Why do inductors in different catalogs use different units?
Because the unit is a presentation choice. Power inductors and chokes are commonly in mH or µH. RF inductors are commonly in nH because the values are small. Some datasheets prefer a unit that avoids decimals, while others match industry conventions for that component family.
Can I convert a value written as 4R7 or 4700 the way capacitors are marked?
This calculator expects a numeric value plus an explicit unit selection. If your part marking is shorthand, convert the marking to a number first, then choose the unit. For example, if you know the part is 4.7 µH, enter 4.7 and select µH as the source unit. If it is 4700 nH, enter 4700 and select nH.
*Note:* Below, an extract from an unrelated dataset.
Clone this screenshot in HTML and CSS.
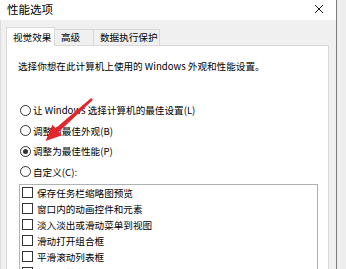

My result shows scientific notation. Is that wrong?
No. Scientific notation is used when the converted value is extremely large or extremely small, because it is more readable than many zeros. The conversion itself is still correct. If you prefer a different unit, pick one that puts the value into a normal range, such as µH instead of H for small inductors.
Does inductance depend on frequency, so is a unit conversion enough?
Ideal inductance is a constant, so unit conversion is always valid. Real inductors have parasitics, losses, and self-resonance that make their behavior frequency dependent, but the inductance unit conversion still remains a simple scaling of the stated inductance value. If you are working near resonance or at high frequency, you need additional checks beyond unit conversion.